▶ **Instructions to follow**: Restate each line word for word. Leave out every picture.

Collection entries
───

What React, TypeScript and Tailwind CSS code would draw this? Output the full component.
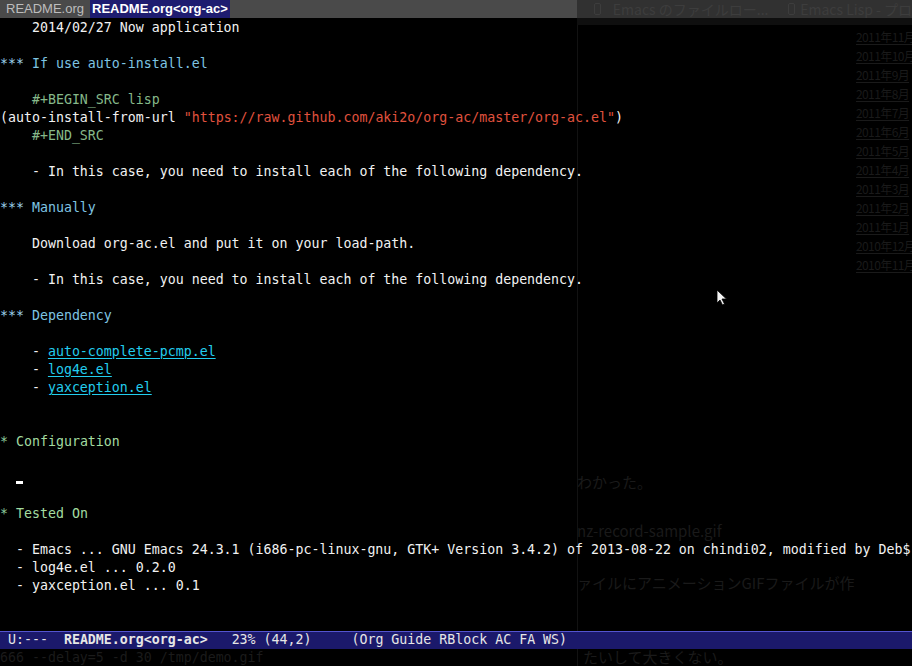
import React from "react";

type Seg = { t: string; c?: string };

const HEAD3_STAR = "text-[#9fd6ee]";
const HEAD3 = "text-[#7ec4e2]";
const HEAD1_STAR = "text-[#8fcf9f]";
const HEAD1 = "text-[#a3dca0]";
const META = "text-[#86b98a]";
const STR = "text-[#e0523e]";
const LINK = "text-[#22cdee] underline underline-offset-2";

const rows: Seg[][] = [
  [{ t: "    2014/02/27 Now application" }],
  [],
  [{ t: "***", c: HEAD3_STAR }, { t: " If use auto-install.el", c: HEAD3 }],
  [],
  [{ t: "    #+BEGIN_SRC lisp", c: META }],
  [
    { t: "(auto-install-from-url " },
    { t: '"https://raw.github.com/aki2o/org-ac/master/org-ac.el"', c: STR },
    { t: ")" },
  ],
  [{ t: "    #+END_SRC", c: META }],
  [],
  [{ t: "    - In this case, you need to install each of the following dependency." }],
  [],
  [{ t: "***", c: HEAD3_STAR }, { t: " Manually", c: HEAD3 }],
  [],
  [{ t: "    Download org-ac.el and put it on your load-path." }],
  [],
  [{ t: "    - In this case, you need to install each of the following dependency." }],
  [],
  [{ t: "***", c: HEAD3_STAR }, { t: " Dependency", c: HEAD3 }],
  [],
  [{ t: "    - " }, { t: "auto-complete-pcmp.el", c: LINK }],
  [{ t: "    - " }, { t: "log4e.el", c: LINK }],
  [{ t: "    - " }, { t: "yaxception.el", c: LINK }],
  [],
  [],
  [{ t: "*", c: HEAD1_STAR }, { t: " Configuration", c: HEAD1 }],
  [],
  [{ t: "  " }, { t: "cursor" }],
  [],
  [{ t: "*", c: HEAD1_STAR }, { t: " Tested On", c: HEAD1 }],
  [],
  [
    {
      t: "  - Emacs ... GNU Emacs 24.3.1 (i686-pc-linux-gnu, GTK+ Version 3.4.2) of 2013-08-22 on chindi02, modified by Deb$",
    },
  ],
  [{ t: "  - log4e.el ... 0.2.0" }],
  [{ t: "  - yaxception.el ... 0.1" }],
  [],
  [],
];

const dates = [
  "2011年11月",
  "2011年10月",
  "2011年9月",
  "2011年8月",
  "2011年7月",
  "2011年6月",
  "2011年5月",
  "2011年4月",
  "2011年3月",
  "2011年2月",
  "2011年1月",
  "2010年12月",
  "2010年11月",
];

function Ghost() {
  return (
    <div className="absolute inset-0 font-['Noto_Sans_CJK_JP',sans-serif] text-[#1a1a1a]">
      <div className="absolute left-[577px] top-0 bottom-0 w-px bg-[#121212]" />
      <div className="absolute left-[577px] right-0 top-[18px] h-[7px] bg-[#0f0f0f]" />
      <div className="absolute left-[856px] top-[27px] flex flex-col text-[12px] leading-[19px] tracking-[-0.6px]">
        {dates.map((d) => (
          <span key={d} className="whitespace-nowrap underline underline-offset-2">
            {d}
          </span>
        ))}
      </div>
      <div className="absolute left-[577px] top-[471px] text-[15px]">わかった。</div>
      <div className="absolute left-[577px] top-[520px] text-[15px]">nz-record-sample.gif</div>
      <div className="absolute left-[577px] top-[572px] text-[15px]">ァイルにアニメーションGIFファイルが作</div>
      <div className="absolute left-[583px] top-[646px] text-[15px]">たいして大きくない。</div>
    </div>
  );
}

function TabBar() {
  return (
    <div className="flex h-[18px] font-['Liberation_Sans',sans-serif] text-[13px] leading-[18px]">
      <div className="flex w-[577px] bg-[#4a4a4a]">
        <span className="px-[6px] text-[#bdbdbd]">README.org</span>
        <span className="bg-[#1e1c70] px-[2px] font-bold text-white">README.org&lt;org-ac&gt;</span>
      </div>
      <div className="flex flex-1 items-center overflow-hidden whitespace-nowrap bg-[#313131] font-['Noto_Sans_CJK_JP',sans-serif] text-[14px] text-[#3d3d3d]">
        <span className="ml-[17px] h-[12px] w-[12px] rounded-[2px] border border-[#3d3d3d]" />
        <span className="ml-[12px]">Emacs のファイルロー...</span>
        <span className="ml-[20px] h-[12px] w-[12px] rounded-[2px] border border-[#3d3d3d]" />
        <span className="ml-[5px]">Emacs Lisp - プロ</span>
      </div>
    </div>
  );
}

function Line({ segs }: { segs: Seg[] }) {
  return (
    <div className="h-[18px] overflow-hidden whitespace-pre pt-px leading-[18px]">
      {segs.map((s, i) =>
        s.t === "cursor" ? (
          <span key={i} className="relative inline-block h-[17px] w-[8px] align-top">
            <span className="absolute left-0 top-[12px] h-[3px] w-[7px] bg-white" />
          </span>
        ) : (
          <span key={i} className={s.c}>
            {s.t}
          </span>
        )
      )}
    </div>
  );
}

function ModeLine() {
  return (
    <div className="mt-px h-[18px] whitespace-pre border-t border-[#5454d0] bg-[#1b196b] leading-[16px] text-[#e6e6e6]">
      {" U:---  "}
      <span className="font-bold">README.org&lt;org-ac&gt;</span>
      {"   23% (44,2)     (Org Guide RBlock AC FA WS)"}
    </div>
  );
}

export default function App() {
  return (
    <div className="relative h-[666px] w-[912px] overflow-hidden bg-black">
      <Ghost />
      <div className="relative flex flex-col">
        <TabBar />
        <div className="flex flex-col font-['DejaVu_Sans_Mono',monospace] text-[13.28px] text-[#f2f2f2]">
          {rows.map((r, i) => (
            <Line key={i} segs={r} />
          ))}
          <ModeLine />
          <div className="h-[18px] whitespace-pre leading-[18px] text-[#1b1b1b]">666 --delay=5 -d 30 /tmp/demo.gif</div>
        </div>
      </div>
      <svg className="absolute left-[716px] top-[289px]" width="12" height="18" viewBox="0 0 12 18">
        <path d="M1 1 L1 14 L4 11 L6.5 16 L8.5 15 L6 10 L10.5 10 Z" fill="#f4f4f4" stroke="#000" strokeWidth="0.8" />
      </svg>
    </div>
  );
}
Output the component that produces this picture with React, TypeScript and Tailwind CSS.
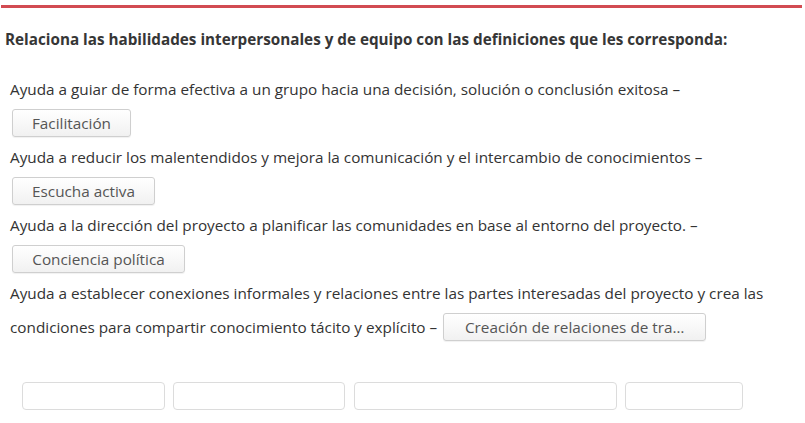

───

▶ **Written solution**:
What React, TypeScript and Tailwind CSS code would draw this? Output the full component.
import React from "react";

type Seg = { t: string; c?: string };

const HEAD3_STAR = "text-[#9fd6ee]";
const HEAD3 = "text-[#7ec4e2]";
const HEAD1_STAR = "text-[#8fcf9f]";
const HEAD1 = "text-[#a3dca0]";
const META = "text-[#86b98a]";
const STR = "text-[#e0523e]";
const LINK = "text-[#22cdee] underline underline-offset-2";

const rows: Seg[][] = [
  [{ t: "    2014/02/27 Now application" }],
  [],
  [{ t: "***", c: HEAD3_STAR }, { t: " If use auto-install.el", c: HEAD3 }],
  [],
  [{ t: "    #+BEGIN_SRC lisp", c: META }],
  [
    { t: "(auto-install-from-url " },
    { t: '"https://raw.github.com/aki2o/org-ac/master/org-ac.el"', c: STR },
    { t: ")" },
  ],
  [{ t: "    #+END_SRC", c: META }],
  [],
  [{ t: "    - In this case, you need to install each of the following dependency." }],
  [],
  [{ t: "***", c: HEAD3_STAR }, { t: " Manually", c: HEAD3 }],
  [],
  [{ t: "    Download org-ac.el and put it on your load-path." }],
  [],
  [{ t: "    - In this case, you need to install each of the following dependency." }],
  [],
  [{ t: "***", c: HEAD3_STAR }, { t: " Dependency", c: HEAD3 }],
  [],
  [{ t: "    - " }, { t: "auto-complete-pcmp.el", c: LINK }],
  [{ t: "    - " }, { t: "log4e.el", c: LINK }],
  [{ t: "    - " }, { t: "yaxception.el", c: LINK }],
  [],
  [],
  [{ t: "*", c: HEAD1_STAR }, { t: " Configuration", c: HEAD1 }],
  [],
  [{ t: "  " }, { t: "cursor" }],
  [],
  [{ t: "*", c: HEAD1_STAR }, { t: " Tested On", c: HEAD1 }],
  [],
  [
    {
      t: "  - Emacs ... GNU Emacs 24.3.1 (i686-pc-linux-gnu, GTK+ Version 3.4.2) of 2013-08-22 on chindi02, modified by Deb$",
    },
  ],
  [{ t: "  - log4e.el ... 0.2.0" }],
  [{ t: "  - yaxception.el ... 0.1" }],
  [],
  [],
];

const dates = [
  "2011年11月",
  "2011年10月",
  "2011年9月",
  "2011年8月",
  "2011年7月",
  "2011年6月",
  "2011年5月",
  "2011年4月",
  "2011年3月",
  "2011年2月",
  "2011年1月",
  "2010年12月",
  "2010年11月",
];

function Ghost() {
  return (
    <div className="absolute inset-0 font-['Noto_Sans_CJK_JP',sans-serif] text-[#1a1a1a]">
      <div className="absolute left-[577px] top-0 bottom-0 w-px bg-[#121212]" />
      <div className="absolute left-[577px] right-0 top-[18px] h-[7px] bg-[#0f0f0f]" />
      <div className="absolute left-[856px] top-[27px] flex flex-col text-[12px] leading-[19px] tracking-[-0.6px]">
        {dates.map((d) => (
          <span key={d} className="whitespace-nowrap underline underline-offset-2">
            {d}
          </span>
        ))}
      </div>
      <div className="absolute left-[577px] top-[471px] text-[15px]">わかった。</div>
      <div className="absolute left-[577px] top-[520px] text-[15px]">nz-record-sample.gif</div>
      <div className="absolute left-[577px] top-[572px] text-[15px]">ァイルにアニメーションGIFファイルが作</div>
      <div className="absolute left-[583px] top-[646px] text-[15px]">たいして大きくない。</div>
    </div>
  );
}

function TabBar() {
  return (
    <div className="flex h-[18px] font-['Liberation_Sans',sans-serif] text-[13px] leading-[18px]">
      <div className="flex w-[577px] bg-[#4a4a4a]">
        <span className="px-[6px] text-[#bdbdbd]">README.org</span>
        <span className="bg-[#1e1c70] px-[2px] font-bold text-white">README.org&lt;org-ac&gt;</span>
      </div>
      <div className="flex flex-1 items-center overflow-hidden whitespace-nowrap bg-[#313131] font-['Noto_Sans_CJK_JP',sans-serif] text-[14px] text-[#3d3d3d]">
        <span className="ml-[17px] h-[12px] w-[12px] rounded-[2px] border border-[#3d3d3d]" />
        <span className="ml-[12px]">Emacs のファイルロー...</span>
        <span className="ml-[20px] h-[12px] w-[12px] rounded-[2px] border border-[#3d3d3d]" />
        <span className="ml-[5px]">Emacs Lisp - プロ</span>
      </div>
    </div>
  );
}

function Line({ segs }: { segs: Seg[] }) {
  return (
    <div className="h-[18px] overflow-hidden whitespace-pre pt-px leading-[18px]">
      {segs.map((s, i) =>
        s.t === "cursor" ? (
          <span key={i} className="relative inline-block h-[17px] w-[8px] align-top">
            <span className="absolute left-0 top-[12px] h-[3px] w-[7px] bg-white" />
          </span>
        ) : (
          <span key={i} className={s.c}>
            {s.t}
          </span>
        )
      )}
    </div>
  );
}

function ModeLine() {
  return (
    <div className="mt-px h-[18px] whitespace-pre border-t border-[#5454d0] bg-[#1b196b] leading-[16px] text-[#e6e6e6]">
      {" U:---  "}
      <span className="font-bold">README.org&lt;org-ac&gt;</span>
      {"   23% (44,2)     (Org Guide RBlock AC FA WS)"}
    </div>
  );
}

export default function App() {
  return (
    <div className="relative h-[666px] w-[912px] overflow-hidden bg-black">
      <Ghost />
      <div className="relative flex flex-col">
        <TabBar />
        <div className="flex flex-col font-['DejaVu_Sans_Mono',monospace] text-[13.28px] text-[#f2f2f2]">
          {rows.map((r, i) => (
            <Line key={i} segs={r} />
          ))}
          <ModeLine />
          <div className="h-[18px] whitespace-pre leading-[18px] text-[#1b1b1b]">666 --delay=5 -d 30 /tmp/demo.gif</div>
        </div>
      </div>
      <svg className="absolute left-[716px] top-[289px]" width="12" height="18" viewBox="0 0 12 18">
        <path d="M1 1 L1 14 L4 11 L6.5 16 L8.5 15 L6 10 L10.5 10 Z" fill="#f4f4f4" stroke="#000" strokeWidth="0.8" />
      </svg>
    </div>
  );
}
Output the component that produces this picture with React, TypeScript and Tailwind CSS.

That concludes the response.